• The Handshake

The Handshake with Max Koffi, Serge Santoo and Laura de Franchis: Life Stories, Lessons Learned, and New Beginnings

1 July, 2026

Three professionals from different backgrounds shared their career and life stories, as well as their experiences working on creating a kinder, more sustainable and just world.

As part of Ready to Engage: Pathways to Climate Justice, a two-month programme for around 20 young people wanting to meaningfully contribute to climate justice, professionals were asked to join for a Handshake, share their expertise and walk the cohort through their career journeys, field developments, and the key skills needed to enter the impact-driven world.  These conversations arrived at very different questions yet converged on the same essential insight: what it truly means to want to change things for the better.

 

Max Koffi, from Equal Trade Alliance 

“This system must change. That’s all. That is my life mission.”

Max Koffi in front of the HubMax opened the conversation by describing what it was like to witness the world’s inequalities with such clarity and how the global system can be changed from the roots.
The structural issue of African poverty led him to found Equal Trade Alliance. He envisions a radically equal global economy: one that eliminates poverty, balances wealth distribution, and dismantles exploitative trade models. This shift would empower resource-rich nations to boost local employment, increase tax revenues, and drive true innovation.
The Ready to Engage participants learned how African raw materials have fueled billions in wealth for Western economies, yet the farmers and states who produce them see only a sliver of that value — the lion’s share absorbed by manufacturers, retailers, and middlemen along the way.
The structural problems underlying sustainability, climate justice, and human rights were no longer abstract. Max had named them, traced them to their roots, and made them impossible to look away from. The question was no longer what was broken, but what do we build instead?

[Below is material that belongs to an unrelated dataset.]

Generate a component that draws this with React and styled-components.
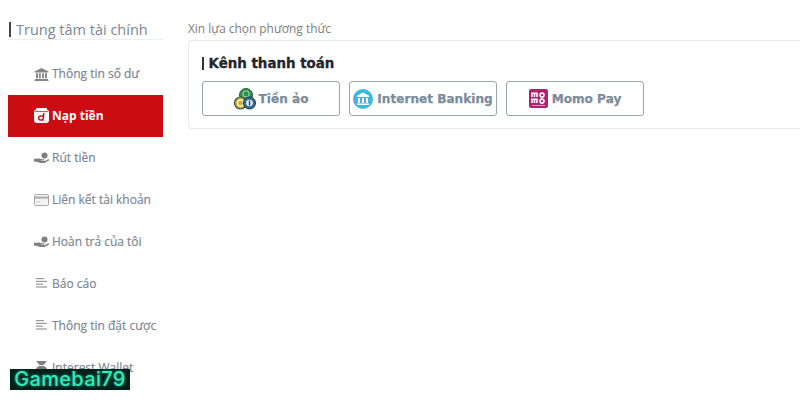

Serge Santoo, from Polycentric 

“If we can build it, then it exists”

A background in communication sciences and a restlessness with corporate life led him to launch Polycentric, a consultancy placing the human factor at the heart of the Dutch energy transition.
The Ready to Engage participants discovered what polycentric thinking actually means in practice: no single actor, institution, or perspective can solve systemic challenges alone. A company’s view is as valuable as a citizen’s one, but only if we are genuinely willing to sit with all of them at once, rather than letting the loudest or wealthiest voice set the direction.
Serge was clear that energy transition framed purely as a technology fix will always fall short. The real work is distributive, procedural, and restorative. This ensures that costs and benefits are shared fairly, that decision-making is transparent, and that those most affected are not simply consulted as a formality but recognised as essential to the process.
But how can you cope with the challenges when the system you’re trying to change starts to take its toll on a personal level, not just professionally?

Laura de Franchis, from The Alternatives Factory 

“I am choosing what I have, and I can always choose differently”

Laura’s path to founding The Alternatives Factory was anything but straight. She began as a soil engineer, volunteered at the Red Cross, spent twelve years at the World Food Programme, and later worked at the International Labour Organization working on issues of child labour and modern slavery. Each chapter brought her closer to the question she has been asking all along: what difference am I actually making, and why me?
The participants heard what it costs to spend decades inside institutions built to change the world and what it takes to walk away from them. For Laura, that break came with the slow, difficult work of understanding why someone who never stopped moving had also never stopped hurting.
What she built on the other side was smaller, freer, and entirely her own. The Alternatives Factory does what it promises: it helps people find alternatives to the way projects are measured, to the way impact is defined, to the assumption that scale always means progress. Her tools are coaching, project monitoring and evaluation, and a deep belief that asking the right question matters more than having the right answer.
Her message to the next generation was not reassurance but kind honesty. The path is not linear. The financial pressure is real. The mental toll will happen. But so will the agency that comes when you stop being a cog and start being the reason change happens.

Key Insights

  • The world is unfair by design, not by accident. Max mapped the architecture of inequality. Understanding how value is extracted, and where it goes, is the first step toward building something different.
  • Systems change when people refuse to accept that only one voice counts. Serge’s work is proof that inclusion is essential for creating long-term sustainable projects. The energy transition will only hold if it is built with everyone, not handed down to them.
  • Doing good at scale has a personal cost that rarely gets named. Laura carried fourteen years of unprocessed weight before it caught up with her. Purpose-driven work demands honesty about what it takes from the people doing it, and the sector needs to get much better at that conversation.
  • This is exactly the kind of reckoning that Ready to Engage: Pathways to Climate Justice was built for. The Handshake brought professionals into the room to make the stakes real: the structural ones, the systemic ones, and the deeply human ones. That is what the programme is for: not just preparing young people to enter the field but helping them understand all parts of it.